Facebook Advertising Best Practices for the Holidays | Adtaxi

Facebook Advertising Best Practices for the Holidays

Social

Jennifer Flanagan

Oct 27

Cutting through the noise of the holiday advertising boom can be daunting for even the most seasoned marketers. Big brands with even bigger budgets tend to go all-in this time of year, saturating millions of user feeds to capitalize on what is expected to be another huge year for online retail.

Fortunately, relevancy and savvy application of Facebook’s advertising tools give even the smallest partnering brand an opportunity to develop full-funnel campaigns during the most wonderful time of the year. Here are some key Facebook marketing factors to keep in mind as you ready your 2021 holiday campaigns.

Make Mobile a Priority for Product Discovery

Facebook ads function as a basic building block to most holiday marketing strategies due to the social network’s vast global reach and access to an audience eager to discover new products. 

Prospecting campaigns should employ traditional targeting levers such as age, gender, household income, geography, and other filters to ensure delivery to the most relevant users. Still, advertisers should also be aware of changes in how the average customer prefers to discover new products in 2021.

Chief among marketers’ priorities when it comes to Facebook ads this holiday season is the need to optimize ads for mobile. Whether it was last year’s stay-at-home safety measures or simply an ever-increasing reliance on mobile apps for everyday purchases, data shows US consumers are growing more comfortable with enjoying major holiday shopping days (including Black Friday and cyber week) through the convenience of their own mobile device.

A 2019 eMarketer survey conducted by Bizrate Insights revealed 60% of smartphone owners ages 18 to 34 used mobile apps to research and purchase products over the holidays. The following year, mobile retail in the US grew 36% compared to 2019. The data clearly indicates a growing trend in favor of mobile shopping, meaning the more mobile-friendly your sponsored posts, ad placements, and branded website can be, the more you can expect to maximize your customers’ latest discovery habits.

Retargeting, Abandoned Carts, and Other Low Funnel Strategies

You don’t have to be in the digital marketing game long to know retargeting in its various forms is a powerful tool in your belt. Its unrivaled ability to resurface the past interests of would-be customers from days or even months prior and reach out with smart discounts and special offers relevant to individual customers is incomparable.

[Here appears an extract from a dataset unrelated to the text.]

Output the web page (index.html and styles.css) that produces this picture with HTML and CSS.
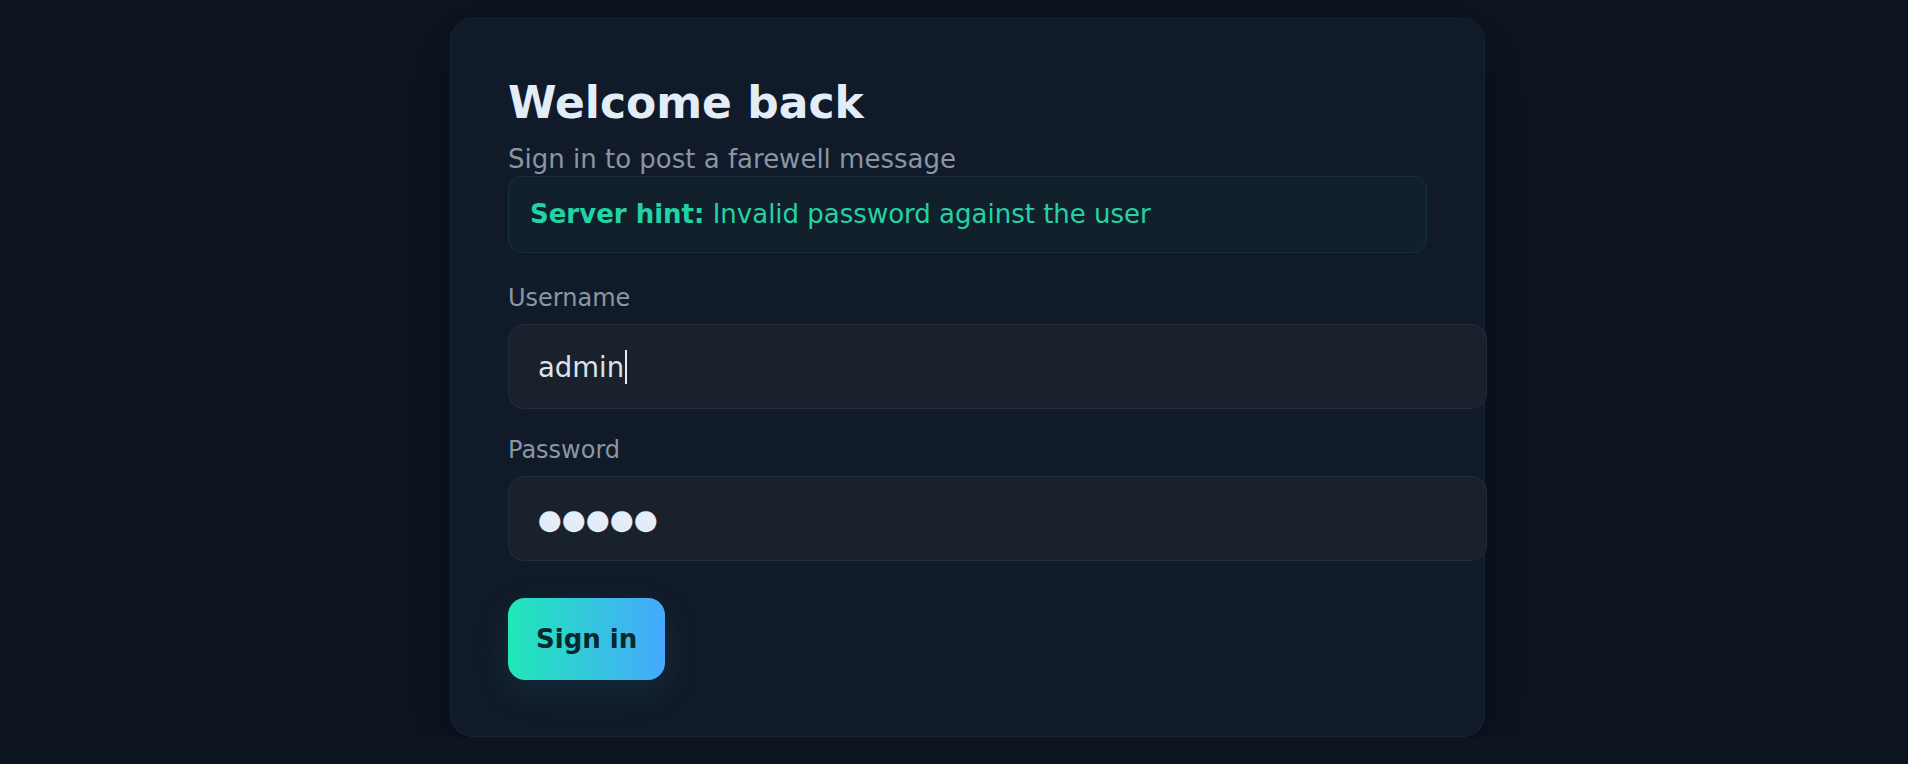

Dynamic retargeting, which can deliver up-to-date inventory and pricing based on a carefully curated product feed, has provided Facebook the keys to millions of small-to-medium business campaigns that would otherwise struggle to capture the interest of paying customers amid the noisy Q4 marketing frenzy. Dynamic retargeting can apply detailed information on users’ individual interests to remind shoppers of products that may have been viewed previously — or even better, products that were once abandoned in a digital shipping cart and are now available at a special holiday discount.

There’s never a more crucial time to use existing data from the past year to execute low-funnel campaigns across social channels and optimize ads for mobile that remind customers of potential gifts (both for themselves and for others) they previously left in an abandoned cart.

It’s also critical not to underestimate the value of video around the holiday season. Video content is more cost-effective than ever, and it happens to be the type of branded content most users actually prefer to see. In fact, by 2022 it’s anticipated that more than 80% of internet traffic will be dictated by video content. Live video on Facebook has already been adopted by 42% of social media marketers aiming to connect with users and make branded content feel personalized on a social platform with a wide range of demographics.

Adapting Ads for the Holiday Season

Acing your Facebook holiday campaigns is about more than just keeping product catalogs up to date (but don’t forget to do that too). Facebook’s own marketing guidelines recommend creating custom, holiday-themed collections consisting of at least eight products and displayed with colorful imagery that matches the aesthetic of the holiday season. Product titles, descriptions, ad copy, and anything that might find its way into your campaign’s metadata should stand out from your typical ad campaigns as being unique to the holidays.

It’s also wise to apply a few of the season’s trademark eye-catchers — collections at impulse-buy price points (e.g. under $20, $50 and $100), flash sales, personalized emails and coupons, and free shipping (especially if you can guarantee delivery by Dec. 24).

Be sure to avoid surprising your customers with unexpected costs late in the checkout process, as sudden shipping charges or too many extra steps to checkout will inevitably cause some users to ditch their carts before conversion can take place. Mandatory account creation can also chase customers off moments before a sale — the lack of a guest-checkout option accounts for an estimated 34% of all items left in carts, followed by bad page loading speeds, untrustworthy site appearance, unsupported payment options, poor return policies, and overly-long delivery times. 

Adapting your product inventory, ad copy, imagery, and ad placement to match what users have come to expect from the big holiday push will provide your brand with increased opportunities to strike both high and low-funnel shoppers with the right message at just the right time to inspire a sale, and to make your brand a key part of someone’s holiday celebration.